The effect on hills is even more dramatic. Climbing a 10% grade at 15 km/h requires approximately 200-250W of mechanical power output from the motor. The additional power required to climb with extra battery weight is approximately: extra mass × gravitational acceleration (9.8 m/s²) × grade fraction. For 5 kg extra weight: 5 × 9.8 × 0.1 = 4.9W additional climbing power requirement. That sounds small in isolation, but when a small 250W motor is already operating near its thermal limit climbing a hill in 35°C ambient temperature, it can mean the difference between maintaining speed and stalling — or triggering thermal protection.

For commercial delivery riders in cities like Bangkok, Lagos, or Mumbai — where routes involve frequent stops, starts, and minor elevation changes — the cumulative effect of extra battery weight on energy consumption is significant. Riders covering 60-80 km per day with a 36V 12Ah pack need to understand that a heavier battery system may reduce effective range by 5-10 km, potentially requiring a mid-route charge.

The Lithium-Ion Comparison: Why the Weight Difference Matters So Much

The reason battery weight is such a prominent topic in the electric scooter world is that lithium-ion battery technology delivers the same voltage and capacity at roughly one-third the weight. A 36V 12Ah lithium battery pack might weigh only 3-4 kg total — compared to 10-12 kg for an equivalent lead-acid AGM pack. That’s a 7-9 kg reduction, which dramatically improves range (more Wh per kg of vehicle), handling, acceleration, and the overall riding experience.

For individual riders considering a lithium upgrade, the weight reduction math is straightforward: a 9 kg battery weight reduction on a 30 kg scooter is a 30% reduction in total vehicle mass. This improves range by 15-25% on flat terrain and makes hill climbing substantially easier. For commuters who need to carry their scooter up stairs or onto public transit — common in cities across Europe, East Asia, and dense urban areas globally — the weight difference transforms the practicality of the scooter.

For fleet operators, the lithium versus lead-acid decision involves total cost of ownership, not just purchase price. A lead-acid battery pack at $80-120 may last 18-24 months with good care. A lithium battery pack at $250-400 may last 3-5 years. The cost-per-year comparison often favors lithium for high-mileage applications, even though the upfront cost is 3-4× higher. However, for budget-conscious markets and lower-mileage riders, quality lead-acid batteries remain the most cost-effective choice.

Real-World Weight Context by Region

Europe and North America: Lead-acid e-scooters typically weigh 25-35 kg total. The battery pack represents 30-40% of total vehicle weight. For riders who need to carry the scooter, this is a genuine burden. Many European cities with tram and subway access see riders lifting scooters regularly — making lithium upgrades popular despite the premium.

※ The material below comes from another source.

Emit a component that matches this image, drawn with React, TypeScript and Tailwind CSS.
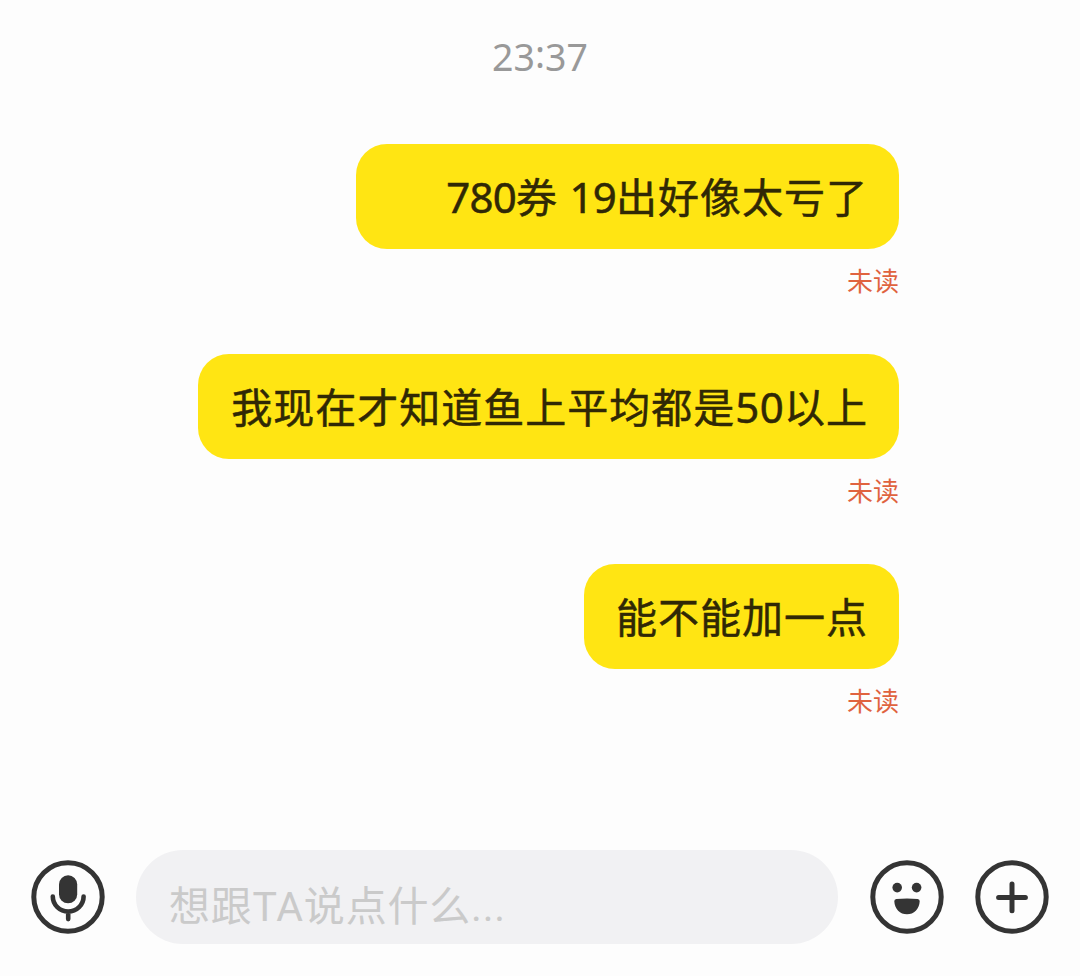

Southeast Asia: E-scooters in Vietnam, Thailand, Indonesia, and the Philippines are heavily used for daily transport. Many models are designed specifically around lead-acid batteries to keep purchase prices low. Total scooter weights of 70-90 kg are common (lead-acid packs of 15-25 kg are standard for 48V systems). Riders accept the weight as normal for affordable transport.

Africa: Commercial e-scooters in Kenya, Nigeria, and Ghana are often used for cargo and delivery applications. Heavier lead-acid packs are accepted as part of the trade-off for lower initial cost. Battery weight affects payload capacity — a 48V 20Ah AGM pack at 22-28 kg reduces the cargo a delivery rider can carry.

Middle East: UAE, Saudi Arabia, and GCC markets show growing interest in lithium batteries for personal mobility devices despite the higher cost. The premium for reduced weight and extended range aligns with higher consumer purchasing power in these markets.

South Asia: India’s FAME II subsidy program and growing e-scooter market have created strong demand for both lead-acid and lithium options. Budget lead-acid models remain popular for price-sensitive commuters in smaller cities and rural areas, where battery weight is less of a concern than battery price.